Пришли врачи перевязать рану. Они выразили радость тем, что она так быстро затягивается.
— Благодарите небеса, сир, — сказали они, — рана оказалась неглубокой.
И Луи ответствовал им голосом, полным черной тоски:
— Ах, вы ошибаетесь, эта рана гораздо глубже. Она задела мое сердце.
Казалось, в эти дни дофин приобрел новый вес. Он постоянно был у одра короля, он выказывал огромное сожаление и сыновью привязанность, и те, кто об этом не знал, и догадаться не могли, какие напряженные отношения сложились в последнее время между королем и его наследником.
Опять-таки казалось, что дофин позабыл об этих сложностях. Он вел себя с таким достоинством, словно был временным королем Франции, однако всем своим видом давал понять, что положение это — временное и что реальным королем он станет только после смерти родителя.
Он испрашивал королевского совета по каждому вопросу, серьезно все выслушивал и был так скромен, что министры начали верить, будто дофин станет тем самым королем, который Франции и нужен.
Народ его обожал. Он слыл благочестивым, и народ простил ему его единственную любовницу, мадам Дадонвиль, которой он был по-прежнему верен. Ведь супруга дофина была вовсе не красавицей, хотя и ее уважали за благочестие, равное благочестию дофина, и скромность — ах, в один прекрасный день она станет очень хорошей королевой. И все-таки при всех его достоинствах не все жаждали видеть дофина на престоле. Вполне возможно, он неглуп и, совершенно очевидно, благочестив, однако многие боялись, что в качестве короля он будет слишком нетерпим и фанатичен; вместе с ним на престол взойдут иезуиты, и они-то и будут править страной. Роль парламента сойдет тогда на нет, а Гревская площадь будет залита кровью казненных.
Страна, в которой разрешается говорить философам, куда более здоровое место, чем та, где правят фанатизм и нетерпимость. И поэтому легкомысленный, жаждущий удовольствий король, возможно, представляет собою меньшую угрозу, чем мрачный и суровый фанатик.
И дофин продемонстрировал, чего от него можно было бы ожидать, когда, опасаясь, что Дамьен все-таки действовал по указке иезуитов, приказал не устраивать открытого процесса; более того, процесс будет вести не парламент, а тайная комиссия.
Такое решение, направленное на защиту иезуитов, на самом деле сработало против них: народ, убежденный, что дофин и так уже слишком поддерживает иезуитов, увидел в этом решении стремление скрыть, что Дамьен являлся их орудием.

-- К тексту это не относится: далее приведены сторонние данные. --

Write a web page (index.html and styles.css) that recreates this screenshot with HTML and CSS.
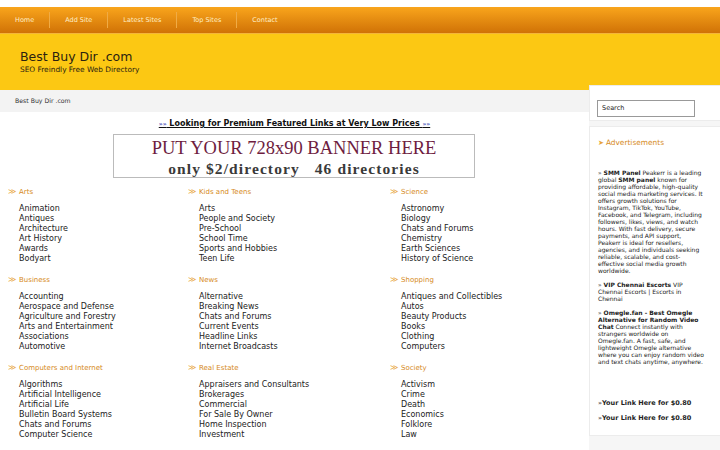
FILE: index.html
```html
<!DOCTYPE html>
<html lang="en">
<head>
    <meta charset="UTF-8">
    <title>Best Buy Dir .com</title>
    <link rel="stylesheet" href="styles.css">
</head>
<body>
    <div class="menu">
        <ul>
            <li><a href="#">Home</a></li>
            <li><a href="#">Add Site</a></li>
            <li><a href="#">Latest Sites</a></li>
            <li><a href="#">Top Sites</a></li>
            <li class="last"><a href="#">Contact</a></li>
        </ul>
    </div>
    <div class="header">
        <div class="logo">Best Buy Dir .com</div>
        <div class="slogan">SEO Freindly Free Web Directory</div>
    </div>
    <div class="page">
        <div class="main">
            <div class="crumbs">Best Buy Dir .com</div>
            <div class="promo"><a href="#"><span class="arr">&raquo;&raquo;</span> Looking for Premium Featured Links at Very Low Prices <span class="arr">&raquo;&raquo;</span></a></div>
            <div class="banner">
                <div class="big">PUT YOUR 728x90 BANNER HERE</div>
                <div class="small">only $2/directory&nbsp;&nbsp;&nbsp;46 directories</div>
            </div>
            <div class="cats">
                <div class="cat">
                    <h3><span class="ico">&#8811;</span>Arts</h3>
                    <a href="#">Animation</a>
                    <a href="#">Antiques</a>
                    <a href="#">Architecture</a>
                    <a href="#">Art History</a>
                    <a href="#">Awards</a>
                    <a href="#">Bodyart</a>
                </div>
                <div class="cat">
                    <h3><span class="ico">&#8811;</span>Kids and Teens</h3>
                    <a href="#">Arts</a>
                    <a href="#">People and Society</a>
                    <a href="#">Pre-School</a>
                    <a href="#">School Time</a>
                    <a href="#">Sports and Hobbies</a>
                    <a href="#">Teen Life</a>
                </div>
                <div class="cat">
                    <h3><span class="ico">&#8811;</span>Science</h3>
                    <a href="#">Astronomy</a>
                    <a href="#">Biology</a>
                    <a href="#">Chats and Forums</a>
                    <a href="#">Chemistry</a>
                    <a href="#">Earth Sciences</a>
                    <a href="#">History of Science</a>
                </div>
                <div class="cat">
                    <h3><span class="ico">&#8811;</span>Business</h3>
                    <a href="#">Accounting</a>
                    <a href="#">Aerospace and Defense</a>
                    <a href="#">Agriculture and Forestry</a>
                    <a href="#">Arts and Entertainment</a>
                    <a href="#">Associations</a>
                    <a href="#">Automotive</a>
                </div>
                <div class="cat">
                    <h3><span class="ico">&#8811;</span>News</h3>
                    <a href="#">Alternative</a>
                    <a href="#">Breaking News</a>
                    <a href="#">Chats and Forums</a>
                    <a href="#">Current Events</a>
                    <a href="#">Headline Links</a>
                    <a href="#">Internet Broadcasts</a>
                </div>
                <div class="cat">
                    <h3><span class="ico">&#8811;</span>Shopping</h3>
                    <a href="#">Antiques and Collectibles</a>
                    <a href="#">Autos</a>
                    <a href="#">Beauty Products</a>
                    <a href="#">Books</a>
                    <a href="#">Clothing</a>
                    <a href="#">Computers</a>
                </div>
                <div class="cat">
                    <h3><span class="ico">&#8811;</span>Computers and Internet</h3>
                    <a href="#">Algorithms</a>
                    <a href="#">Artificial Intelligence</a>
                    <a href="#">Artificial Life</a>
                    <a href="#">Bulletin Board Systems</a>
                    <a href="#">Chats and Forums</a>
                    <a href="#">Computer Science</a>
                </div>
                <div class="cat">
                    <h3><span class="ico">&#8811;</span>Real Estate</h3>
                    <a href="#">Appraisers and Consultants</a>
                    <a href="#">Brokerages</a>
                    <a href="#">Commercial</a>
                    <a href="#">For Sale By Owner</a>
                    <a href="#">Home Inspection</a>
                    <a href="#">Investment</a>
                </div>
                <div class="cat">
                    <h3><span class="ico">&#8811;</span>Society</h3>
                    <a href="#">Activism</a>
                    <a href="#">Crime</a>
                    <a href="#">Death</a>
                    <a href="#">Economics</a>
                    <a href="#">Folklore</a>
                    <a href="#">Law</a>
                </div>
            </div>
        </div>
        <div class="sidebar">
            <div class="box search">
                <input type="text" value="Search">
            </div>
            <div class="box ads">
                <h4><span class="tri">&#10148;</span>Advertisements</h4>
                <p>&raquo; <b>SMM Panel</b> Peakerr is a leading global <b>SMM panel</b> known for providing affordable, high-quality social media marketing services. It offers growth solutions for Instagram, TikTok, YouTube, Facebook, and Telegram, including followers, likes, views, and watch hours. With fast delivery, secure payments, and API support, Peakerr is ideal for resellers, agencies, and individuals seeking reliable, scalable, and cost-effective social media growth worldwide.</p>
                <p>&raquo; <b>VIP Chennai Escorts</b> VIP Chennai Escorts | Escorts in Chennai</p>
                <p>&raquo; <b>Omegle.fan - Best Omegle Alternative for Random Video Chat</b> Connect instantly with strangers worldwide on Omegle.fan. A fast, safe, and lightweight Omegle alternative where you can enjoy random video and text chats anytime, anywhere.</p>
                <p class="buy">&raquo;<b>Your Link Here for $0.80</b></p>
                <p class="buy2">&raquo;<b>Your Link Here for $0.80</b></p>
            </div>
        </div>
    </div>
</body>
</html>
```

FILE: styles.css
```css
body {
  margin: 0;
  font-family: "DejaVu Sans", Verdana, sans-serif;
  color: #222;
  background: #fff;
}
a {
  color: #222;
  text-decoration: none;
}
.menu {
  margin-top: 7px;
  height: 26px;
  background: linear-gradient(#f9a51c, #d07206);
  border-bottom: 1px solid #f4b53a;
}
.menu ul {
  list-style: none;
  margin: 0;
  padding: 0;
  display: flex;
  height: 100%;
}
.menu li {
  display: flex;
  align-items: center;
  padding: 0 15px;
  border-right: 1px solid #f0ab45;
  margin: 5px 0;
}
.menu li.last {
  border-right: 0;
}
.menu a {
  font-size: 6.5px;
  color: #ffefc8;
}
.header {
  height: 56px;
  background: #fcc813;
  padding-left: 20px;
  box-sizing: border-box;
  padding-top: 15px;
}
.logo {
  font-size: 12.5px;
  color: #2a2210;
  line-height: 16px;
}
.slogan {
  font-size: 7.4px;
  color: #2a2210;
  line-height: 9px;
}
.page {
  display: flex;
}
.main {
  width: 589px;
  flex: none;
}
.crumbs {
  height: 22px;
  line-height: 22px;
  background: #f3f3f3;
  padding-left: 15px;
  font-size: 6.2px;
  color: #333;
}
.promo {
  text-align: center;
  margin-top: 7px;
  font-size: 8px;
  font-weight: bold;
}
.promo a {
  text-decoration: underline;
  color: #111;
}
.promo .arr {
  color: #3340b0;
  font-size: 6px;
}
.banner {
  width: 360px;
  height: 42px;
  margin: 6px 0 0 113px;
  border: 1px solid #bbb;
  text-align: center;
  font-family: "Liberation Serif", "Times New Roman", serif;
}
.banner .big {
  font-size: 18.5px;
  color: #6e1d3f;
  line-height: 21px;
  margin-top: 3px;
}
.banner .small {
  font-size: 15.5px;
  font-weight: bold;
  color: #3a3a3a;
  line-height: 17px;
  letter-spacing: 1.1px;
  margin-top: 1px;
}
.cats {
  display: grid;
  grid-template-columns: 180px 202px 1fr;
  padding: 9px 0 0 8px;
}
.cat {
  display: flex;
  flex-direction: column;
  padding-bottom: 11px;
}
.cat h3 {
  margin: 0 0 7px;
  font-size: 7px;
  font-weight: normal;
  color: #d68a22;
  line-height: 10px;
}
.cat .ico {
  display: inline-block;
  width: 11px;
  font-size: 8px;
  color: #e7a43a;
}
.cat a {
  font-size: 8px;
  line-height: 10px;
  margin-left: 11px;
}
.sidebar {
  width: 131px;
  flex: none;
  margin-top: -5px;
  background: #f6f6f6;
}
.box {
  background: #fff;
  border: 1px solid #ececec;
  border-right: 0;
}
.search {
  height: 36px;
  padding: 9px 0 0 7px;
  box-sizing: border-box;
}
.search input {
  width: 98px;
  height: 17px;
  box-sizing: border-box;
  border: 1px solid #999;
  font-family: "DejaVu Sans", sans-serif;
  font-size: 6.5px;
  padding: 0 4px;
  color: #222;
  outline: none;
}
.ads {
  margin-top: 5px;
  height: 310px;
  padding: 11px 16px 0 8px;
  box-sizing: border-box;
}
.ads h4 {
  margin: 0 0 21px;
  font-size: 7.4px;
  font-weight: normal;
  color: #d68a22;
  line-height: 9px;
}
.ads .tri {
  font-size: 7px;
  color: #e7a43a;
  margin-right: 2px;
}
.ads p {
  margin: 0 0 7px;
  font-size: 6px;
  line-height: 7px;
  color: #222;
}
.ads p.buy {
  margin-top: 34px;
  font-size: 6.5px;
  line-height: 8px;
}
.ads p.buy2 {
  margin-top: 5px;
  font-size: 6.5px;
  line-height: 8px;
}
```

Следовательно, за его спиной действительно стояли иезуиты, и они действительно составили против короля заговор.
Прежде, когда король проезжал через Париж, они хранили угрюмое молчание, они не кричали: «Да здравствует король!». Зато теперь прежнее теплое отношение вернулось — ведь он выздоравливал после покушения. Оголодавший народ, и так готовый к бунту, искал лишь козла отпущения, на которого он мог бы вылить все свое негодование и таким образом хоть ненадолго скрасить свое убогое существование. И тут и там по столице начали разноситься возгласы: «Долой иезуитов!»
И толпы уже собирались идти маршем на коллеж иезуитов, коллеж Людовика Великого.
Перепуганные родители тех, кто учился в этом коллеже, помчались туда спасть своих чад. Две сотни мальчиков были спешно эвакуированы, а скопившаяся тем временем вокруг монастыря толпа выкрикивала оскорбления иезуитам.
Однако Париж еще не впал в такую ярость, которая заставила бы людей крушить все подряд и убивать, но настроение царило мрачное, и родители объявили, что их мальчики в коллеж не вернутся. Это было серьезным ударом для монастыря Людовика Великого, одного из богатейших иезуитских институтов.
***e/>
Нетерпение и беспокойство маркизы росли: дни шли за днями, а король так ни разу за нею и не послал, других же способов добиться встречи с ним у нее не было.
Друзья пытались ее успокоить. К ней частенько заглядывали. Кенэ так же как и аббат де Берни, герцог де Гонт, принц де Субиз и герцогиня де Мирепо.
— Судя по всему, — говорила мадам де Мирепо, — он сейчас всецело в руках дофина и его партии. Он пошлет за вами, как только избавится от них.
— Я тоже так думала, — ответила маркиза, — но должна признаться вам, дорогой мой друг, что время идет, и я беспокоюсь все сильнее.
— Но вы не должны предаваться волнению, волнение вам вредит. Все эти годы вы сохраняли свое положение именно благодаря собственному здравому смыслу, и вряд ли вы утратили хоть толику этого замечательного качества. Более того, мне кажется, что вы его даже упрочили.